Tesla is down 39% since the start of the year. The beaten-down prices offer solid entry points for investors. Given the promising plans, investors should consider ETFs having a substantial allocation to this luxury carmaker. These include Simplify Volt TSLA Revolution ETF (TESL - Free Report) , The Nightview Fund (NITE - Free Report) , Consumer Discretionary Select Sector SPDR Fund (XLY - Free Report) , Vanguard Consumer Discretionary ETF (VCR - Free Report) and Fidelity MSCI Consumer Discretionary Index ETF (FDIS - Free Report) .
Big Q1 Earnings Miss
Adjusted earnings per share came in at 27 cents, missing the Zacks Consensus Estimate of 44 cents and deteriorating 71% from the year-ago earnings. This marked the sixth earnings miss in the last seven quarters. Revenues dropped 9% year over year to $19.3 billion and fell short of the Zacks Consensus Estimate of $20.98 billion.
The big miss was attributable to the automaker’s brand crisis amid waves of protests, boycotts and criminal acts in response to CEO Elon Musk’s political antics and work in the Trump administration.
Tesla’s Dismal Q1 Delivery Numbers
Earlier this month, Tesla reported its worst quarter of sales in three years. It delivered 336,681 (323,800 Model 3/Y and 12,881 other models) cars worldwide in the first quarter, down 13% year over year and marked the worst quarter since 2022. With this, Tesla also lost its crown as the world’s largest EV maker to Chinese EV maker BYD, which has sold 416,388 EVs in the same period (read: Tesla Sees Worst Vehicle Sales in 3 Years: ETFs in Focus).
Tesla produced 362,615 (345,454 Model 3/Y and 17,161 other models) vehicles during the quarter.
New Model Launch Plans
Tesla announced its plans for new vehicles, including more affordable models. Production of these vehicles is likely to start in the first half of 2025. Musk said, “These vehicles will utilize aspects of the next-generation platform as well as aspects of the current platforms and will be produced on the same manufacturing lines as the current vehicle lineup.”

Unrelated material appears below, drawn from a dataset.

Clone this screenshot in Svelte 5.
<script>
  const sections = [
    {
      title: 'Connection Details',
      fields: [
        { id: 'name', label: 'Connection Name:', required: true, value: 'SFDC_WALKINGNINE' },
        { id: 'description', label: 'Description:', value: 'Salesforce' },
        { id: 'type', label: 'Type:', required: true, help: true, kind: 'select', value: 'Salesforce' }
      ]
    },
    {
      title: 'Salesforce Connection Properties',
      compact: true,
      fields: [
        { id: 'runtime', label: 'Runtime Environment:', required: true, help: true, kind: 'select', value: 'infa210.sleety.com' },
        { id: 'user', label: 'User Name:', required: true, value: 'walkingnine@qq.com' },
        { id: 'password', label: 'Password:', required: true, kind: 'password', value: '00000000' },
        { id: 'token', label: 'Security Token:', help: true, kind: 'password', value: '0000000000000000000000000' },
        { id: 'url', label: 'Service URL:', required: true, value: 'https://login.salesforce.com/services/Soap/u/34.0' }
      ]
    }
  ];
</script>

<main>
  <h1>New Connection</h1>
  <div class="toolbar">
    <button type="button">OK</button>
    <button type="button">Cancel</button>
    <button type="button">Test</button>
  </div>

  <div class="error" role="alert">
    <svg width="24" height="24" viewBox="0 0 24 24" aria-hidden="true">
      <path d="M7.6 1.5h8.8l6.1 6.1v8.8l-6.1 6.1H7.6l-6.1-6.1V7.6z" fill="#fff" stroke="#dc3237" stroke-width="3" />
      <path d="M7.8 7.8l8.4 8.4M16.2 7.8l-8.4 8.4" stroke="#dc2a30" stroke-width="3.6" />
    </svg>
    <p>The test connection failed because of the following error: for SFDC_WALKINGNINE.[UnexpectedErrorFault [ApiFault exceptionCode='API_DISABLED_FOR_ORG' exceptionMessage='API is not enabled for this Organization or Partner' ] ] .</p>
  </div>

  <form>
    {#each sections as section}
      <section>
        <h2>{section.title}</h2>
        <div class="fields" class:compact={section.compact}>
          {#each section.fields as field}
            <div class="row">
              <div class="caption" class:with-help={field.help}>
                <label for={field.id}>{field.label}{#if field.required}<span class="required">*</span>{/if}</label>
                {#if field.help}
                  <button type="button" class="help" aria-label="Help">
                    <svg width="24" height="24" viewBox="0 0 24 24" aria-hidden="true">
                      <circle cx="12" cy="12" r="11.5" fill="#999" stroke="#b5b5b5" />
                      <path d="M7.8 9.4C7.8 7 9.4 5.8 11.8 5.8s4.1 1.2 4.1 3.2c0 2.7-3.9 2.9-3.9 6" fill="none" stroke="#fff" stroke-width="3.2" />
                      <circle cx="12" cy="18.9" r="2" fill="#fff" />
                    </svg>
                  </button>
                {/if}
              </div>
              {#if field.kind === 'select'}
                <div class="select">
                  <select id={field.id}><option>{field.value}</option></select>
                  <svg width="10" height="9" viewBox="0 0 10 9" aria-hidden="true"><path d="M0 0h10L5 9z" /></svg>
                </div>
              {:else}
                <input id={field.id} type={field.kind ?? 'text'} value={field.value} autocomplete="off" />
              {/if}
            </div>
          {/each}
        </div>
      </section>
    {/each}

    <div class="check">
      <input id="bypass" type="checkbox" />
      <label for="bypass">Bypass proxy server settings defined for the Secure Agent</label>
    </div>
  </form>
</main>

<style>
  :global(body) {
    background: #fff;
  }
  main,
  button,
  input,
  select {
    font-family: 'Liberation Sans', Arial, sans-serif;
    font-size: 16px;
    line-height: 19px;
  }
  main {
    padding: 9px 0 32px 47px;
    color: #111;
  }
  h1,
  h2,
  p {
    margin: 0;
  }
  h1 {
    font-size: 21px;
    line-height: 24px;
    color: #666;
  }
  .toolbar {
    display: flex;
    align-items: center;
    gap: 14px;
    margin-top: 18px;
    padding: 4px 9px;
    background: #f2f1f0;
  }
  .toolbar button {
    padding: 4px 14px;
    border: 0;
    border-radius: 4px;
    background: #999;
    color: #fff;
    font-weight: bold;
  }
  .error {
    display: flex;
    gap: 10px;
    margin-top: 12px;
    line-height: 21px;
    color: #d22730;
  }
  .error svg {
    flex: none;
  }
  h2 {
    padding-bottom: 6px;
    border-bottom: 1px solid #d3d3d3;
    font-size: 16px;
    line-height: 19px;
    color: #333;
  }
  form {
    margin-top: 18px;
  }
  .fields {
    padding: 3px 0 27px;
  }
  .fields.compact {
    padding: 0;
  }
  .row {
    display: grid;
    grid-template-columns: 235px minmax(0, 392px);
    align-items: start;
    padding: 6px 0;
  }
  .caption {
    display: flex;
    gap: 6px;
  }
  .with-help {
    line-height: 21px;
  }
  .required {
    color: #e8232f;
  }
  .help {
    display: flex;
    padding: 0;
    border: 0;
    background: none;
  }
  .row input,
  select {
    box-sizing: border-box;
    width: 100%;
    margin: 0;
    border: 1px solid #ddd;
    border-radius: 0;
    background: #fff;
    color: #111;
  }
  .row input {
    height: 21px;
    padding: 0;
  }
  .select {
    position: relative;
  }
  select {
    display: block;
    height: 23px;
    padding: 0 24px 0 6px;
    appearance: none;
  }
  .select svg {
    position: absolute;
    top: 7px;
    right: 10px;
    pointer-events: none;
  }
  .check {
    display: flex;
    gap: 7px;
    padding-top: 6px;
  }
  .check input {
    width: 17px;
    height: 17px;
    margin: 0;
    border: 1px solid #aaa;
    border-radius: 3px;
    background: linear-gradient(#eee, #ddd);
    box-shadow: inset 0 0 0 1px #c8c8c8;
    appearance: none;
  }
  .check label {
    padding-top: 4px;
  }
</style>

Robotaxi Launch on Track as Planned
Tesla reaffirmed plans to launch a robotaxi service in Austin, TX, by June and start volume production next year.

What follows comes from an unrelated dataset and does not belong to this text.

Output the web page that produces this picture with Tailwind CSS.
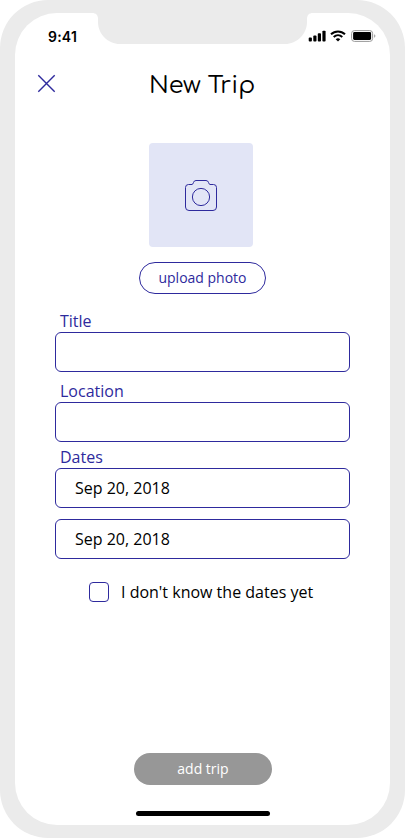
<!DOCTYPE html>
<html lang="en">
<head>
<meta charset="utf-8">
<meta name="viewport" content="width=device-width, initial-scale=1">
<title>New Trip</title>
<script src="https://cdn.jsdelivr.net/npm/@tailwindcss/browser@4"></script>
</head>
<body class="bg-white overflow-hidden font-['Open_Sans','Noto_Sans',sans-serif] text-black">
<div class="w-[405px] h-[838px] bg-[#ebebeb] rounded-[48px] px-[15px] py-[13px]">
  <main class="w-full h-[812px] bg-white rounded-[42px] flex flex-col items-center">
    <!-- status bar with notch -->
    <div class="w-full h-[31px] flex shrink-0">
      <div class="w-[77px] pl-[33px] pt-[14px] font-['Inter',sans-serif] font-semibold text-[14px] leading-5 tracking-[0.2px]">9:41</div>
      <svg class="w-[221px] h-[32px] -mt-px shrink-0" viewBox="0 0 221 32" fill="#ebebeb"><path d="M0 0H221V1C217 1 215 3 215 7V10C215 22 205 32 193 32H28C16 32 6 22 6 10V7C6 3 4 1 0 1Z"/></svg>
      <div class="flex items-start">
        <svg class="w-[18px] h-[12px] mt-[17px] -ml-[5px]" viewBox="0 0 18 12"><rect x="0.7" y="7.5" width="3.2" height="4" rx="0.9"/><rect x="5.3" y="5.5" width="3.2" height="6" rx="0.9"/><rect x="9.8" y="3.2" width="3.2" height="8.3" rx="0.9"/><rect x="14.4" y="0.7" width="3.2" height="10.8" rx="0.9"/></svg>
        <svg class="w-[16px] h-[12px] mt-[17px] ml-[4px]" viewBox="0 0 16 12" fill="none" stroke="#000" stroke-width="2"><path d="M1 4.3C5 .4 11 .4 15 4.3M3.7 7C6.2 4.7 9.8 4.7 12.3 7"/><path d="M5.7 9.2C7 8 9 8 10.3 9.2L8 11.5Z" fill="#000" stroke="none"/></svg>
        <svg class="w-[25px] h-[12px] mt-[17px] ml-[5px]" viewBox="0 0 25 12"><rect x=".6" y=".6" width="21" height="10.8" rx="2.8" fill="none" stroke="#999"/><rect x="2.1" y="2.1" width="18" height="7.8" rx="1.3"/><path d="M23.2 4.2C24.8 4.8 24.8 7.2 23.2 7.8Z" fill="#999"/></svg>
      </div>
    </div>
    <header class="w-full h-[80px] -mt-px mb-[2px] pl-[22px] flex items-center shrink-0">
      <svg class="w-[19px] h-[19px]" viewBox="0 0 19 19" fill="none" stroke="#2e2a9d" stroke-width="1.4"><path d="M1.3 1.3L17.7 17.7M17.7 1.3L1.3 17.7"/></svg>
      <h1 class="ml-[93px] pt-[6px] font-['Comfortaa','Quicksand','Lato',sans-serif] font-normal text-[24px] leading-8 whitespace-nowrap">New Trip</h1>
    </header>
    <div class="w-[104px] h-[104px] mt-[18px] mr-[3px] rounded bg-[#e2e5f6] flex items-center justify-center shrink-0">
      <svg class="w-[34px] h-[34px]" viewBox="0 0 34 34" fill="none" stroke="#2e2a9d" stroke-width="1"><path d="M4.5 6.5H8Q9 6.3 9.5 4.5Q10 2.5 12 2.5H22Q24 2.5 24.5 4.5Q25 6.3 26 6.5H29.5Q32.5 6.5 32.5 9.5V29Q32.5 32.5 29 32.5H5Q1.5 32.5 1.5 29V9.5Q1.5 6.5 4.5 6.5Z"/><circle cx="17" cy="19" r="8.6"/></svg>
    </div>
    <button class="w-[127px] h-[32px] mt-[15px] border border-[#2e2a9d] rounded-full text-[#2e2a9d] text-[14px] leading-none pb-px shrink-0">upload photo</button>
    <form class="w-[295px] mt-[17px] text-[16px]">
      <label class="block h-[21px] pl-[5px] leading-[20px] text-[#2e2a9d]">Title</label>
      <div class="h-[40px] border border-[#2e2a9d] rounded-[6px]"></div>
      <label class="block h-[20px] mt-[10px] pl-[5px] leading-[18px] text-[#2e2a9d]">Location</label>
      <div class="h-[40px] border border-[#2e2a9d] rounded-[6px]"></div>
      <label class="block h-[20px] mt-[6px] pl-[5px] leading-[18px] text-[#2e2a9d]">Dates</label>
      <div class="h-[40px] border border-[#2e2a9d] rounded-[6px] pl-[19px] leading-[38px]">Sep 20, 2018</div>
      <div class="h-[40px] mt-[11px] border border-[#2e2a9d] rounded-[6px] pl-[19px] leading-[38px]">Sep 20, 2018</div>
      <div class="h-[20px] mt-[23px] pl-[34px] flex items-center">
        <span class="w-[20px] h-[20px] border border-[#2e2a9d] rounded-[4px]"></span>
        <span class="ml-[12px] leading-5 whitespace-nowrap">I don't know the dates yet</span>
      </div>
    </form>
    <button class="w-[138px] h-[32px] mt-[151px] rounded-full bg-[#979797] text-white text-[14px] leading-none pb-px pl-px shrink-0">add trip</button>
    <div class="w-[134px] h-[5px] mt-[26px] rounded-full bg-black shrink-0"></div>
  </main>
</div>
</body>
</html>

Electric Semi Truck on Track
Musk stated that the full production of its all-electric Class 8 Semi truck would begin in 2026 at its Gigafactory Nevada. The first builds of the high-volume Semi design will come late this year and begin ramping early in 2026.
Admitting the negative impact of his political involvement on Tesla's brand, Musk announced his time allocation to the Department of Government Efficiency (DOGE) would "drop significantly" starting next month. He would spend only one to two days per week on government matters, "as long as the president would like him to do so and as long as it's useful." This will be a positive step toward stabilizing the company's direction and addressing brand challenges.
Simplify Volt TSLA Revolution ETF uses an active management strategy to capture the potential of Tesla’s stock price movements while implementing an advanced options overlay to manage downside risks. It has an expense ratio of 1.20% and AUM of $17 million.
The Nightview Fund is an actively managed fund seeking long-term capital appreciation with the goal of outperforming the S&P 500 Total Return Index over a rolling 5-year period. It holds 19 stocks in its basket, with Tesla occupying the top position at 18.2% of its assets. The Nightview Fund charges 1.25% in annual fees and trades in an average daily volume of 2,000 shares. It has accumulated $20.4 million in its asset base since its launch last June.
Consumer Discretionary Select Sector SPDR Fund (XLY - Free Report)
Consumer Discretionary Select Sector SPDR Fund offers exposure to the broad consumer discretionary space by tracking the Consumer Discretionary Select Sector Index. Holding 51 securities in its basket, Tesla takes the second spot with 14.1% of the assets. Consumer Discretionary Select Sector SPDR Fund is the largest and most popular product in this space, with AUM of $18 billion and charges 8 bps in annual fees. It trades in an average daily volume of 6.5 million shares and has a Zacks ETF Rank #3 (Hold) with a Medium risk outlook.
Vanguard Consumer Discretionary ETF currently follows the MSCI US Investable Market Consumer Discretionary 25/50 Index and holds 293 stocks in its basket. Of these, Tesla occupies the second position with a 13.3% allocation. Vanguard Consumer Discretionary ETF charges investors 9 bps in annual fees, whereas volume is good at nearly 157,000 shares a day. The product has managed about $5 billion in its asset base and carries a Zacks ETF Rank #3 with a Medium risk outlook.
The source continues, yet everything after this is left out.